FAA's Proposed UAFR Rule: How Critical Infrastructure Operators Can Restrict Drone Flights Over Their Sites
The FAA published a proposed rule on May 6, 2026 that would create a formal process for qualifying fixed-site critical infrastructure facilities to request drone flight restrictions.
On May 6, 2026, the FAA published a proposed rule that would create a formal process for certain fixed-site facilities to request unmanned aircraft flight restrictions, or UAFRs. The agency describes the proposal as a way to let qualifying critical infrastructure operators petition for drone restrictions when safety, security, national security, or homeland security risks justify them.
For commercial drone operators, the important point is that this is not just a security rule for facility owners. If finalized, it would create new airspace constraints that inspection, mapping, media, agriculture, and emergency-response teams would need to identify before flying near protected sites.
What The Proposal Would Create
The FAA's proposal would add a new Part 74 process for UAFRs. A standard UAFR would restrict unauthorized drone operations within defined lateral boundaries and an altitude ceiling, usually tied closely to the protected site. A special UAFR would be available for higher-risk sites when supported by a federal security or intelligence agency, the Department of Defense, or the Department of Energy.
The FAA's public summary says the rule is meant to balance site security with economic growth and the public interest. The full Federal Register notice gives the operational details, including eligibility, review, renewals, and allowed operations.
Who Could Apply
The proposal is aimed at fixed-site facilities in 16 critical infrastructure sectors. For the drone industry, the most relevant examples include energy, chemical, defense industrial base, communications, transportation systems, dams, water and wastewater, healthcare, and public venues that meet specific thresholds.
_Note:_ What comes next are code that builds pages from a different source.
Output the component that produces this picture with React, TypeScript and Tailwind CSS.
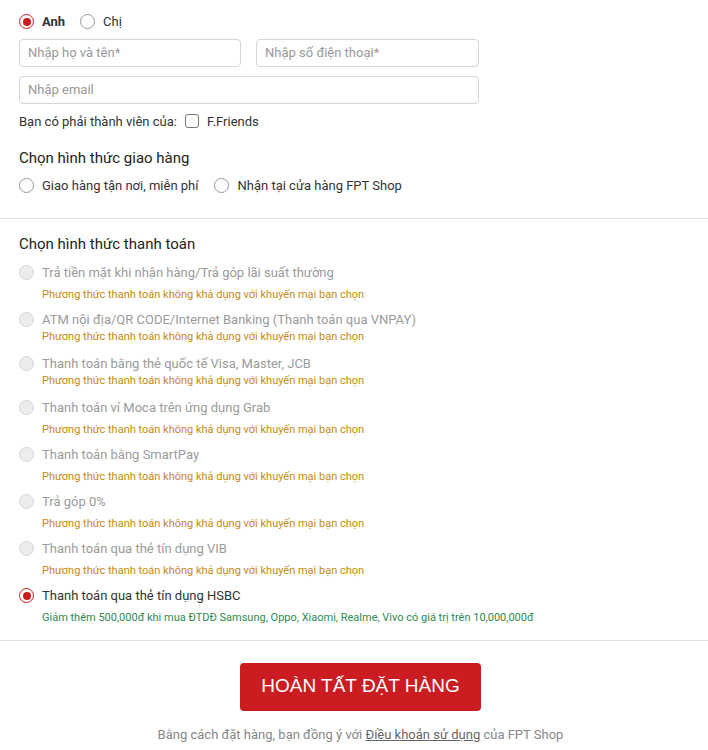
import React, { useState } from "react";

type PayOption = {
  name: string;
  note: string;
  disabled: boolean;
  tight?: boolean;
};

const unavailable = "Phương thức thanh toán không khả dụng với khuyến mại bạn chọn";

const payOptions: PayOption[] = [
  { name: "Trả tiền mặt khi nhận hàng/Trả góp lãi suất thường", note: unavailable, disabled: true },
  { name: "ATM nội địa/QR CODE/Internet Banking (Thanh toán qua VNPAY)", note: unavailable, disabled: true, tight: true },
  { name: "Thanh toán bằng thẻ quốc tế Visa, Master, JCB", note: unavailable, disabled: true, tight: true },
  { name: "Thanh toán ví Moca trên ứng dụng Grab", note: unavailable, disabled: true },
  { name: "Thanh toán bằng SmartPay", note: unavailable, disabled: true },
  { name: "Trả góp 0%", note: unavailable, disabled: true },
  { name: "Thanh toán qua thẻ tín dụng VIB", note: unavailable, disabled: true },
  {
    name: "Thanh toán qua thẻ tín dụng HSBC",
    note: "Giảm thêm 500,000đ khi mua ĐTDĐ Samsung, Oppo, Xiaomi, Realme, Vivo có giá trị trên 10,000,000đ",
    disabled: false,
  },
];

const Radio = ({ checked, disabled }: { checked?: boolean; disabled?: boolean }) => {
  if (checked) {
    return (
      <span className="flex h-[15px] w-[15px] shrink-0 items-center justify-center rounded-full border-[1.5px] border-[#cb1c22] bg-white">
        <span className="h-[8px] w-[8px] rounded-full bg-[#cb1c22]" />
      </span>
    );
  }
  return (
    <span
      className={
        disabled
          ? "block h-[15px] w-[15px] shrink-0 rounded-full border border-[#d6d6d6] bg-[#ececec]"
          : "block h-[15px] w-[15px] shrink-0 rounded-full border border-[#9a9a9a] bg-white"
      }
    />
  );
};

const App = () => {
  const [gender, setGender] = useState("anh");
  const [ship, setShip] = useState("");

  return (
    <div className="min-h-[750px] w-[708px] bg-white text-[13px] text-[#333] [font-family:Roboto,'Noto_Sans',sans-serif]">
      <div className="px-[19px] pt-[12px]">
        <div className="flex items-center gap-[9px]">
          <button className="flex items-center gap-[8px]" onClick={() => setGender("anh")}>
            <Radio checked={gender === "anh"} />
            <span className="font-bold">Anh</span>
          </button>
          <button className="ml-[6px] flex items-center gap-[8px]" onClick={() => setGender("chi")}>
            <Radio checked={gender === "chi"} />
            <span>Chị</span>
          </button>
        </div>

        <div className="mt-[7px] flex gap-[15px]">
          <input
            placeholder="Nhập họ và tên*"
            className="h-[28px] w-[222px] rounded-[4px] border border-[#d4d4d4] px-[8px] text-[13px] placeholder:text-[#999] focus:outline-none"
          />
          <input
            placeholder="Nhập số điện thoại*"
            className="h-[28px] w-[223px] rounded-[4px] border border-[#d4d4d4] px-[8px] text-[13px] placeholder:text-[#999] focus:outline-none"
          />
        </div>
        <input
          placeholder="Nhập email"
          className="mt-[9px] h-[28px] w-[460px] rounded-[4px] border border-[#d4d4d4] px-[8px] text-[13px] placeholder:text-[#999] focus:outline-none"
        />

        <div className="mt-[8px] flex items-center">
          <span>Bạn có phải thành viên của:</span>
          <span className="ml-[8px] h-[14px] w-[14px] rounded-[3px] border border-[#777]" />
          <span className="ml-[8px]">F.Friends</span>
        </div>

        <h3 className="mt-[16px] text-[15px] text-[#222]">Chọn hình thức giao hàng</h3>
        <div className="mt-[6px] flex items-center">
          <button className="flex items-center gap-[8px]" onClick={() => setShip("home")}>
            <Radio checked={ship === "home"} />
            <span>Giao hàng tận nơi, miễn phí</span>
          </button>
          <button className="ml-[16px] flex items-center gap-[8px]" onClick={() => setShip("store")}>
            <Radio checked={ship === "store"} />
            <span>Nhận tại cửa hàng FPT Shop</span>
          </button>
        </div>
      </div>

      <div className="mt-[23px] border-t border-[#e1e1e1]" />

      <div className="px-[19px] pt-[14px]">
        <h3 className="text-[15px] text-[#222]">Chọn hình thức thanh toán</h3>
        <div className="mt-[8px] flex flex-col">
          {payOptions.map((opt) => (
            <div key={opt.name} className={opt.tight ? "pb-[11px]" : "pb-[9px]"}>
              <div className="flex h-[18px] items-center gap-[8px]">
                <Radio checked={!opt.disabled} disabled={opt.disabled} />
                <span className={opt.disabled ? "text-[#9b9b9b]" : "text-[#333]"}>{opt.name}</span>
              </div>
              <div
                className={
                  (opt.tight ? "mt-[1px] " : "mt-[6px] ") +
                  (opt.disabled ? "text-[#c58a12]" : "text-[#2e8a4e]") +
                  " pl-[23px] text-[11px] leading-[14px]"
                }
              >
                {opt.note}
              </div>
            </div>
          ))}
        </div>
      </div>

      <div className="mt-[6px] border-t border-[#e1e1e1]" />

      <div className="flex flex-col items-center pl-[13px] pt-[22px]">
        <button className="h-[48px] w-[241px] rounded-[4px] bg-[#cb1c22] text-[19px] text-white [font-family:'Liberation_Sans',Arial,sans-serif]">
          HOÀN TẤT ĐẶT HÀNG
        </button>
        <p className="mt-[14px] text-[13px] text-[#888]">
          Bằng cách đặt hàng, bạn đồng ý với <span className="text-[#666] underline">Điều khoản sử dụng</span> của FPT Shop
        </p>
      </div>
    </div>
  );
};

export default App;
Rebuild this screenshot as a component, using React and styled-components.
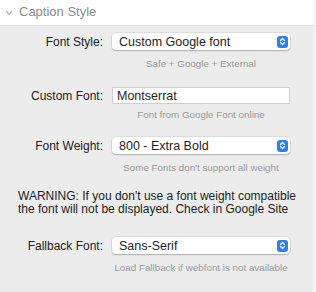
import React from "react";
import styled, { createGlobalStyle } from "styled-components";

const Global = createGlobalStyle`
  html, body { margin: 0; padding: 0; background: #f1f1f1; }
  body { font-family: "Liberation Sans", Arial, sans-serif; -webkit-font-smoothing: antialiased; }
  * { box-sizing: border-box; }
`;

const Frame = styled.div`
  width: 316px;
  height: 292px;
  display: flex;
  background: #f3f3f3;
  overflow: hidden;
`;

const Panel = styled.div`
  width: 313px;
  display: flex;
  flex-direction: column;
  background: #ececec;
`;

const Header = styled.div`
  height: 26px;
  background: #ffffff;
  border-bottom: 1px solid #e0e0e0;
  display: flex;
  align-items: center;
  padding-left: 5px;
  gap: 6px;
`;

const Title = styled.span`
  font-size: 13px;
  color: #8b8b8b;
  line-height: 16px;
  margin-top: -1px;
`;

const Body = styled.div`
  display: flex;
  flex-direction: column;
  padding-top: 7px;
`;

const Row = styled.div`
  display: grid;
  grid-template-columns: 103px 178px;
  column-gap: 9px;
  align-items: center;
  margin-top: ${(p) => p.$mt || 0}px;
`;

const Label = styled.div`
  text-align: right;
  font-size: 12px;
  color: #222;
  line-height: 14px;
`;

const SelectBox = styled.div`
  height: 17px;
  background: #fff;
  border-radius: 4px;
  box-shadow: 0 0 0 0.5px rgba(0,0,0,0.12), 0 1px 1.5px rgba(0,0,0,0.22);
  display: flex;
  align-items: center;
  justify-content: space-between;
  padding: 0 2px 0 7px;
  font-size: 12.5px;
  color: #1e1e1e;
`;

const Stepper = styled.div`
  width: 11px;
  height: 12px;
  border-radius: 3px;
  background: #2a7ff5;
  display: flex;
  align-items: center;
  justify-content: center;
`;

const InputBox = styled.div`
  height: 17px;
  background: #fff;
  border: 1px solid #cfcfcf;
  display: flex;
  align-items: center;
  padding-left: 4px;
  font-size: 12.5px;
  color: #1e1e1e;
`;

const Hint = styled.div`
  margin-left: 112px;
  width: 178px;
  text-align: center;
  font-size: 9.8px;
  line-height: 12px;
  color: #9a9a9a;
  white-space: nowrap;
  margin-top: ${(p) => p.$mt || 0}px;
`;

const Warning = styled.div`
  padding-left: 18px;
  font-size: 12px;
  line-height: 13px;
  color: #1e1e1e;
  margin-top: ${(p) => p.$mt || 0}px;
`;

const Chevron = () => (
  <svg width="8" height="6" viewBox="0 0 8 6">
    <polyline points="1,1 4,4.5 7,1" fill="none" stroke="#b3b3b3" strokeWidth="1.2" />
  </svg>
);

const StepIcon = () => (
  <Stepper>
    <svg width="7" height="9" viewBox="0 0 7 9">
      <polyline points="1.5,3.5 3.5,1.5 5.5,3.5" fill="none" stroke="#fff" strokeWidth="1.2" strokeLinecap="round" strokeLinejoin="round" />
      <polyline points="1.5,5.5 3.5,7.5 5.5,5.5" fill="none" stroke="#fff" strokeWidth="1.2" strokeLinecap="round" strokeLinejoin="round" />
    </svg>
  </Stepper>
);

const Select = ({ value }) => (
  <SelectBox>
    <span>{value}</span>
    <StepIcon />
  </SelectBox>
);

export default function App() {
  return (
    <>
      <Global />
      <Frame>
        <Panel>
          <Header>
            <Chevron />
            <Title>Caption Style</Title>
          </Header>
          <Body>
            <Row>
              <Label>Font Style:</Label>
              <Select value="Custom Google font" />
            </Row>
            <Hint $mt={8}>Safe + Google + External</Hint>
            <Row $mt={17}>
              <Label>Custom Font:</Label>
              <InputBox>Montserrat</InputBox>
            </Row>
            <Hint $mt={5}>Font from Google Font online</Hint>
            <Row $mt={16}>
              <Label>Font Weight:</Label>
              <Select value="800 - Extra Bold" />
            </Row>
            <Hint $mt={8}>Some Fonts don't support all weight</Hint>
            <Warning $mt={16}>
              WARNING: If you don't use a font weight compatible
              <br />
              the font will not be displayed. Check in Google Site
            </Warning>
            <Row $mt={21}>
              <Label>Fallback Font:</Label>
              <Select value="Sans-Serif" />
            </Row>
            <Hint $mt={8}>Load Fallback if webfont is not available</Hint>
          </Body>
        </Panel>
      </Frame>
    </>
  );
}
The thresholds matter. This is not a general right for any business to wall off airspace. Energy facilities, for example, would need to meet defined scale criteria such as large power generation capacity or high-voltage substation thresholds. The applicant would also need to show that a restriction is necessary and that the site has appropriate protective security measures.
Remote ID Becomes Part Of The Facility Security Baseline
One of the more practical details is the proposed security baseline. Facilities seeking a UAFR would need to show protective security, monitoring, and the ability to receive Remote ID information. That creates a more concrete connection between Remote ID and physical infrastructure security than many operators have seen in day-to-day work.
For facility operators, this means the petition process is not just paperwork. They would need a security program capable of recognizing and responding to unauthorized drone activity. For drone service providers, it means clients may start asking harder questions about aircraft identification, serial numbers, Remote ID status, and advance notice.
What Operators Should Watch
A UAFR would not necessarily block every drone flight. The proposal allows certain operations to access standard UAFR airspace under defined conditions, including advance notification and compliance with Remote ID. That is useful, but it also means operating near these facilities could become more administratively heavy.
Operators should start treating UAFR planning as a likely addition to preflight checks. If the rule is finalized, a clean job file will need more than a client work order and LAANC authorization. It may need UAFR status checks, facility contact records, aircraft identification details, and proof that the operation fits an allowed category.